Selection Recommendations

A systematic selection process mitigates high-frequency risks.

1. Define Requirements First:
* Electrical: Max frequency, allowed IL/RL, target impedance, current per pin.
* Mechanical: DUT package (BGA, QFN, etc.), pitch, ball/pad size, insertion force.
* Environmental: Operating temperature range, required cycle life, burn-in conditions.

2. Prioritize Signal Integrity Data: Do not select a socket without reviewing measured S-parameter plots up to at least 1.5x your maximum frequency of interest. Compare vendor data directly.

3. Demand Application-Specific Fixture Data: Data measured on a representative test board is more valuable than generic “best-case” data.

4. Evaluate the Total Cost of Test (TCoT): Consider:
* Initial socket cost.
* Impact on yield (poor SI causes false failures).
* Maintenance & replacement frequency.
* Downtime for socket changeover.
A higher-performance, more reliable socket often provides a lower TCoT.

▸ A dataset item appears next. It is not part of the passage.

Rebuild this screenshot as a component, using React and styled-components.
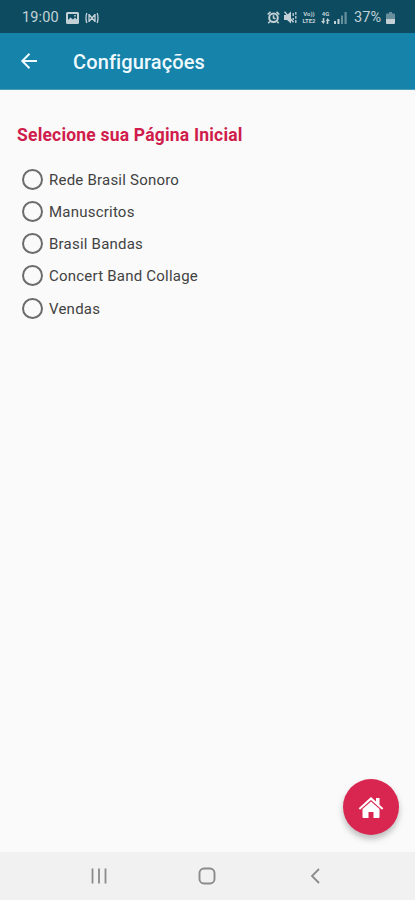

5. Plan for Validation: Budget time and resources to independently verify socket performance in your specific test fixture environment before committing to volume procurement.

Conclusion

At frequencies exceeding 10 GHz, the test socket transitions from a commodity interconnect to a precision RF component that is integral to the measurement system’s signal integrity. Success hinges on a deep understanding of the trade-offs between contact technology, low-loss materials, and mechanical design. Hardware and test engineers must collaborate closely with socket vendors, demanding comprehensive, data-driven performance characterization. Procurement professionals must look beyond unit price, evaluating the total cost of test influenced by socket performance, reliability, and its direct impact on yield and throughput. By treating the socket as a critical element in the signal chain and selecting it with the same rigor applied to other high-frequency components, teams can ensure accurate characterization, maximize production yield, and accelerate the deployment of next-generation ICs.